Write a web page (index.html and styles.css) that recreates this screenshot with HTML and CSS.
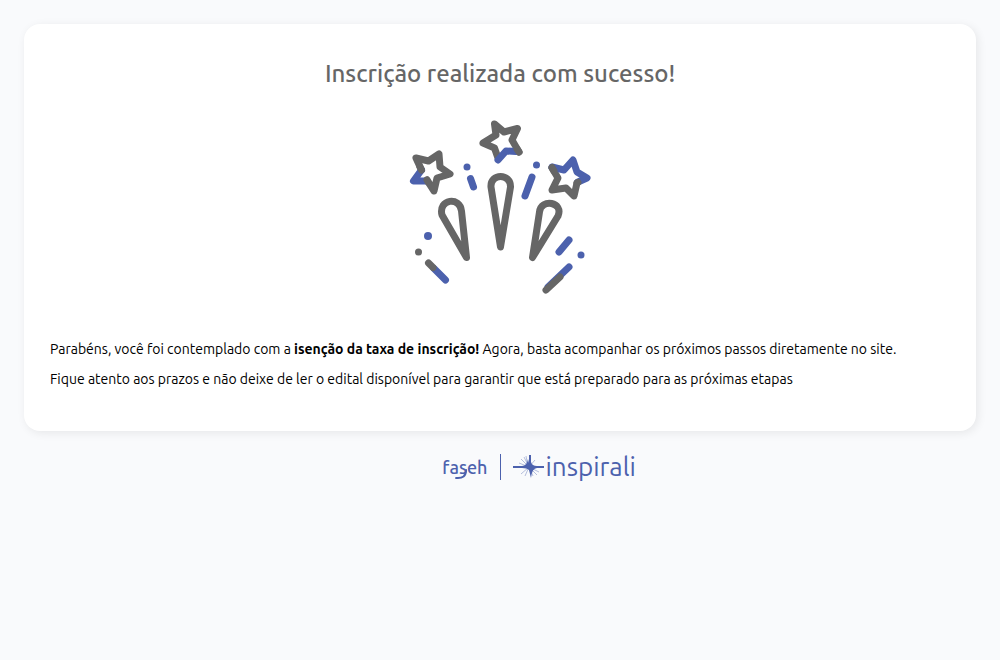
FILE: index.html
```html
<!DOCTYPE html>
<html lang="pt-BR">
<head>
<meta charset="utf-8">
<meta name="viewport" content="width=device-width, initial-scale=1">
<title>Inscrição realizada com sucesso!</title>
<link rel="stylesheet" href="styles.css">
</head>
<body>
<main class="card">
  <h1 class="title">Inscrição realizada com sucesso!</h1>
  <svg class="fireworks" viewBox="0 0 180 175" aria-hidden="true">
    <g class="gray">
      <path d="M11.500 50L6 38L18.500 41L29 34L30 47L40 54L27 58L24 71L17 60"/>
      <path d="M88 38L84.500 28L73 23L86 15L84.500 4L94 12L107.500 8.500L102 20L109 32"/>
      <path d="M167 63L164 76L156 68L142 70L148 58L142 48"/>
      <path d="M32 95C28 79 50 76 51.500 91L56.500 137.500Z"/>
      <path d="M81 67C80 53 101 53 100.500 67L90.500 127Z"/>
      <path d="M129.500 92C131 78 154 82 148 96L122.500 137.500Z"/>
    </g>
    <g class="blue">
      <path d="M11.500 50L3.500 61H16"/>
      <path d="M88 40L96 31L106 31.500"/>
      <path d="M142 47L154 50L163 40L167 52L177 58L168 62"/>
      <path d="M60.500 58.500L63.500 67M122 57L115 76M159 120L149 132M24 148.500L35.500 160M159 147L138 167"/>
    </g>
    <g class="gray">
      <path d="M18.500 143L23 147.500M150 157L136 170M109 32L107 29M142 47.500L144 51M168 62.500L167 63M11.500 50L10 47M17 60L18 62"/>
    </g>
    <g class="dots">
      <circle cx="57" cy="47" r="3.500"/><circle cx="126.500" cy="45" r="3.500"/>
      <circle cx="18" cy="116" r="4"/><circle cx="171" cy="135" r="3.500"/>
      <circle class="dot-gray" cx="8.500" cy="132" r="3.500"/>
    </g>
  </svg>
  <div class="message">
    <p>Parabéns, você foi contemplado com a <strong>isenção da taxa de inscrição!</strong> Agora, basta acompanhar os próximos passos diretamente no site.</p>
    <p>Fique atento aos prazos e não deixe de ler o edital disponível para garantir que está preparado para as próximas etapas</p>
  </div>
</main>
<footer class="brands">
  <span class="faseh">faseh
    <svg class="swash" viewBox="0 0 45 32" aria-hidden="true"><path d="M14 27Q24 28 24 19"/></svg>
  </span>
  <span class="divider"></span>
  <span class="inspirali">
    <svg class="burst" viewBox="0 0 32 24" aria-hidden="true">
      <path class="rays" d="M16 12L8 4M16 12L11 2M16 12L6 8M16 12L8 19M16 12L12 21M16 12L24 20M16 12L20 21M16 12L22 5M16 12L26 17M15 12L13 1"/>
      <path class="core" d="M0 11H9Q14 11 15 4L16 8L16 0H18V7Q19 11 24 11H31V13H24Q19 13 18 23L16 15Q14 13 9 13H0Z"/>
    </svg>
    <span class="inspirali-name">inspirali</span>
  </span>
</footer>
</body>
</html>
```
FILE: styles.css
```css
* { box-sizing: border-box; }
body {
  margin: 0;
  padding: 24px;
  background: #f9fafc;
  color: #000;
  font-family: Ubuntu, "Noto Sans", sans-serif;
  font-size: 14px;
}
.card {
  display: flex;
  flex-direction: column;
  align-items: center;
  padding: 32px 26px 37px;
  border-radius: 16px;
  background: #fff;
  box-shadow: 2px 2px 10px rgba(0, 0, 0, 0.08);
}
.title {
  margin: 0;
  color: #666;
  font-size: 24px;
  font-weight: 500;
  line-height: 36px;
  text-align: center;
}
.fireworks { width: 180px; height: 175px; margin-top: 28px; overflow: visible; }
.gray, .blue {
  fill: none;
  stroke: #666;
  stroke-width: 7;
  stroke-linecap: round;
  stroke-linejoin: round;
}
.blue { stroke: #4c61ad; }
.dots { fill: #4c61ad; }
.dot-gray { fill: #666; }
.message { align-self: stretch; margin-top: 39px; line-height: 30px; }
.message p { margin: 0; }
.brands {
  display: grid;
  grid-template-columns: 1fr auto 1fr;
  align-items: center;
  gap: 12px;
  margin-top: 20px;
  color: #4c61ad;
}
.faseh {
  position: relative;
  justify-self: end;
  font-size: 18px;
  font-weight: 500;
  line-height: 32px;
}
.swash {
  position: absolute;
  inset: 0;
  width: 100%;
  height: 100%;
  fill: none;
  stroke: #4c61ad;
  stroke-width: 2;
  stroke-linecap: round;
}
.divider { width: 1px; height: 26px; background: #4c61ad; }
.inspirali { display: flex; align-items: center; gap: 1px; }
.inspirali-name { font-size: 26px; line-height: 32px; }
.burst { width: 32px; height: 24px; }
.rays { fill: none; stroke: #4c61ad; stroke-opacity: 0.4; }
.core { fill: #4c61ad; }
```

══════════

### INSTRUCTIONS TO FOLLOW
Search the listing for the word "index". Copy every line in which it occurs.

### ANSWER TO THE PROBLEM
Write a web page (index.html and styles.css) that recreates this screenshot with HTML and CSS.
FILE: index.html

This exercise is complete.